#### [Stored data]
______________________________

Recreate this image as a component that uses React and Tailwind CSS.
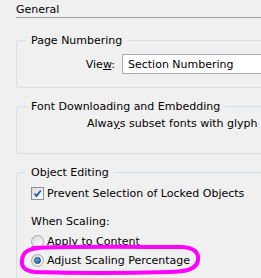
function Checkbox() {
  return (
    <span className="relative flex h-[13px] w-[13px] shrink-0 items-center justify-center border border-[#8e8f8f] bg-gradient-to-br from-[#dcdcd7] to-[#ffffff]">
      <svg viewBox="0 0 11 11" className="h-[11px] w-[11px]">
        <path d="M2.5 5.5 L4.5 8 L8.8 2.5" fill="none" stroke="#2154c8" strokeWidth="1.8" />
      </svg>
    </span>
  );
}

function Radio({ checked }) {
  return (
    <span className="flex h-[13px] w-[13px] shrink-0 items-center justify-center rounded-full border border-[#a9a9a9] bg-gradient-to-br from-[#d8d8d8] to-[#ffffff]">
      {checked && (
        <span className="h-[7px] w-[7px] rounded-full border border-[#1c3a5c] bg-gradient-to-br from-[#6ec2ff] to-[#0a5fb0]" />
      )}
    </span>
  );
}

function Group({ title, className, children }) {
  return (
    <fieldset className={`rounded-[3px] border border-[#d5dfe5] ${className}`}>
      <legend className="ml-[9px] px-[5px] leading-[13px]">{title}</legend>
      {children}
    </fieldset>
  );
}

export default function App() {
  return (
    <div className="relative h-[278px] w-[261px] overflow-hidden bg-[#f0f0f0] font-['DejaVu_Sans',sans-serif] text-[11px] leading-[13px] text-black">
      <div className="w-[330px] pl-4">
        <div className="h-[18px] border-b border-[#a0a0a0] pt-[3px]">General</div>

        <Group title="Page Numbering" className="mt-[16px] pb-[13px]">
          <div className="mt-[7px] flex items-center gap-[7px]">
            <span className="w-[98px] text-right">
              Vie<span className="underline">w</span>:
            </span>
            <div className="flex h-[20px] flex-1 items-center border border-[#a5acb2] bg-white pl-[5px]">
              Section Numbering
            </div>
          </div>
        </Group>

        <Group title="Font Downloading and Embedding" className="mt-[12px] pb-[23px]">
          <p className="mt-[4px] pl-[70px]">
            Alwa<span className="underline">y</span>s subset fonts with glyph
          </p>
        </Group>

        <Group title="Object Editing" className="mt-[12px] h-[115px]">
          <div className="pl-[14px]">
            <label className="mt-[6px] flex h-[16px] items-center gap-[3px]">
              <Checkbox />
              <span>Prevent Selection of Locked Objects</span>
            </label>
            <p className="mt-[14px]">When Scaling:</p>
            <label className="mt-[7px] flex h-[13px] items-center gap-[3px]">
              <Radio />
              <span>Apply to Content</span>
            </label>
            <label className="mt-[6px] flex h-[13px] items-center gap-[3px]">
              <Radio checked />
              <span>Adjust Scaling Percentage</span>
            </label>
          </div>
        </Group>
      </div>

      <svg className="pointer-events-none absolute left-[19px] top-[243px] h-[33px] w-[182px]" viewBox="0 0 182 33">
        <path
          d="M14 5 C50 3 120 4 160 4 C176 4 180 10 179 17 C178 26 168 29 150 29 C110 30 50 30 16 29 C6 28 2 24 3 17 C4 9 9 6 20 5"
          fill="none"
          stroke="#ff00ff"
          strokeWidth="4"
          strokeLinecap="round"
        />
      </svg>
    </div>
  );
}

______________________________

Copy the listing exactly. Any image in it stays out of the copy.

#### [Output for this exercise]
Recreate this image as a component that uses React and Tailwind CSS.
function Checkbox() {
  return (
    <span className="relative flex h-[13px] w-[13px] shrink-0 items-center justify-center border border-[#8e8f8f] bg-gradient-to-br from-[#dcdcd7] to-[#ffffff]">
      <svg viewBox="0 0 11 11" className="h-[11px] w-[11px]">
        <path d="M2.5 5.5 L4.5 8 L8.8 2.5" fill="none" stroke="#2154c8" strokeWidth="1.8" />
      </svg>
    </span>
  );
}

function Radio({ checked }) {
  return (
    <span className="flex h-[13px] w-[13px] shrink-0 items-center justify-center rounded-full border border-[#a9a9a9] bg-gradient-to-br from-[#d8d8d8] to-[#ffffff]">
      {checked && (
        <span className="h-[7px] w-[7px] rounded-full border border-[#1c3a5c] bg-gradient-to-br from-[#6ec2ff] to-[#0a5fb0]" />
      )}
    </span>
  );
}

function Group({ title, className, children }) {
  return (
    <fieldset className={`rounded-[3px] border border-[#d5dfe5] ${className}`}>
      <legend className="ml-[9px] px-[5px] leading-[13px]">{title}</legend>
      {children}
    </fieldset>
  );
}

export default function App() {
  return (
    <div className="relative h-[278px] w-[261px] overflow-hidden bg-[#f0f0f0] font-['DejaVu_Sans',sans-serif] text-[11px] leading-[13px] text-black">
      <div className="w-[330px] pl-4">
        <div className="h-[18px] border-b border-[#a0a0a0] pt-[3px]">General</div>

        <Group title="Page Numbering" className="mt-[16px] pb-[13px]">
          <div className="mt-[7px] flex items-center gap-[7px]">
            <span className="w-[98px] text-right">
              Vie<span className="underline">w</span>:
            </span>
            <div className="flex h-[20px] flex-1 items-center border border-[#a5acb2] bg-white pl-[5px]">
              Section Numbering
            </div>
          </div>
        </Group>

        <Group title="Font Downloading and Embedding" className="mt-[12px] pb-[23px]">
          <p className="mt-[4px] pl-[70px]">
            Alwa<span className="underline">y</span>s subset fonts with glyph
          </p>
        </Group>

        <Group title="Object Editing" className="mt-[12px] h-[115px]">
          <div className="pl-[14px]">
            <label className="mt-[6px] flex h-[16px] items-center gap-[3px]">
              <Checkbox />
              <span>Prevent Selection of Locked Objects</span>
            </label>
            <p className="mt-[14px]">When Scaling:</p>
            <label className="mt-[7px] flex h-[13px] items-center gap-[3px]">
              <Radio />
              <span>Apply to Content</span>
            </label>
            <label className="mt-[6px] flex h-[13px] items-center gap-[3px]">
              <Radio checked />
              <span>Adjust Scaling Percentage</span>
            </label>
          </div>
        </Group>
      </div>

      <svg className="pointer-events-none absolute left-[19px] top-[243px] h-[33px] w-[182px]" viewBox="0 0 182 33">
        <path
          d="M14 5 C50 3 120 4 160 4 C176 4 180 10 179 17 C178 26 168 29 150 29 C110 30 50 30 16 29 C6 28 2 24 3 17 C4 9 9 6 20 5"
          fill="none"
          stroke="#ff00ff"
          strokeWidth="4"
          strokeLinecap="round"
        />
      </svg>
    </div>
  );
}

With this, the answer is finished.